The history of its domestication is traced back to Southeast Turkey, probably close to where Noah and some his children settled post-Flood, and perhaps close to where later Job lived. It also grows wild. This Ancient Einkorn reminds me much of a sequence from Blessed Anne Catherine Emmerich's visions where she talks about Adam and Eve:
They [Adam, Eve, and children] had huts in those days, partly sunk in the earth and covered with plants. Their household was quite well-arranged. I saw orchards of low, but tolerably vigorous fruit trees. There was grain also, such as wheat, which God had given to Adam for seed.
I do not remember having seen either grapevines or wheat in Paradise.

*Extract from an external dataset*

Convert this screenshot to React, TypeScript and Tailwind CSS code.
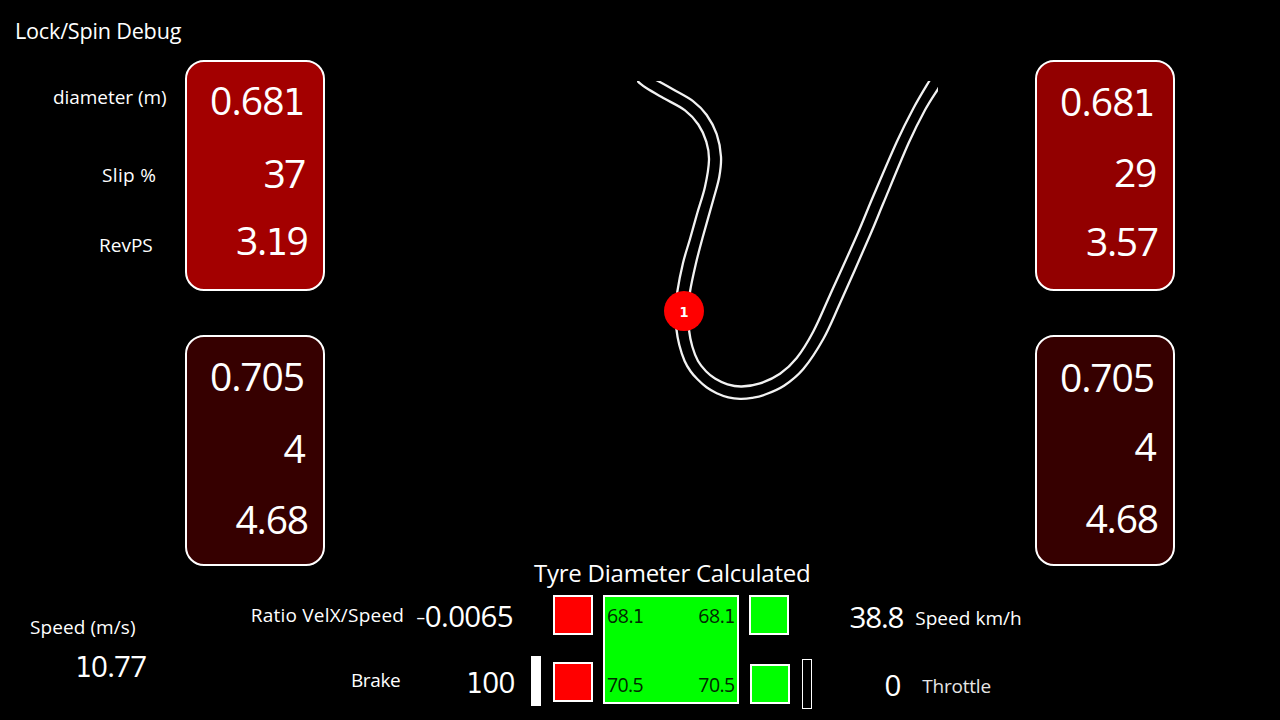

None of the productions of Paradise had to be prepared for eating. Such preparation is a consequence of sin and, therefore, a symbol of labor and suffering. God gave to Adam whatever it was necessary for him to sow. I remember having seen men who looked like angels, taking something to Noah when he went into the ark. It appeared to me to be a vine branch stuck in an apple.
A certain kind of grain grew wild at that time, and among it Adam had to sow the good wheat. That improved it for awhile, but it again degenerated and became worse and worse. The wild grain was excellent in those early times. It was most luxuriant further to the east, in India or China, where as yet there were but few inhabitants. It does not thrive where wine is largely made and fish abound. (Blessed Anne Catherine Emmerich, Mysteries of the Old Testament)
If I were a king, my people would be growing Einkorn Wheat. And the animals would be eating it too. I think it would be good to support a revival of this, though I wouldn't expect much because we live in extremely greedy times.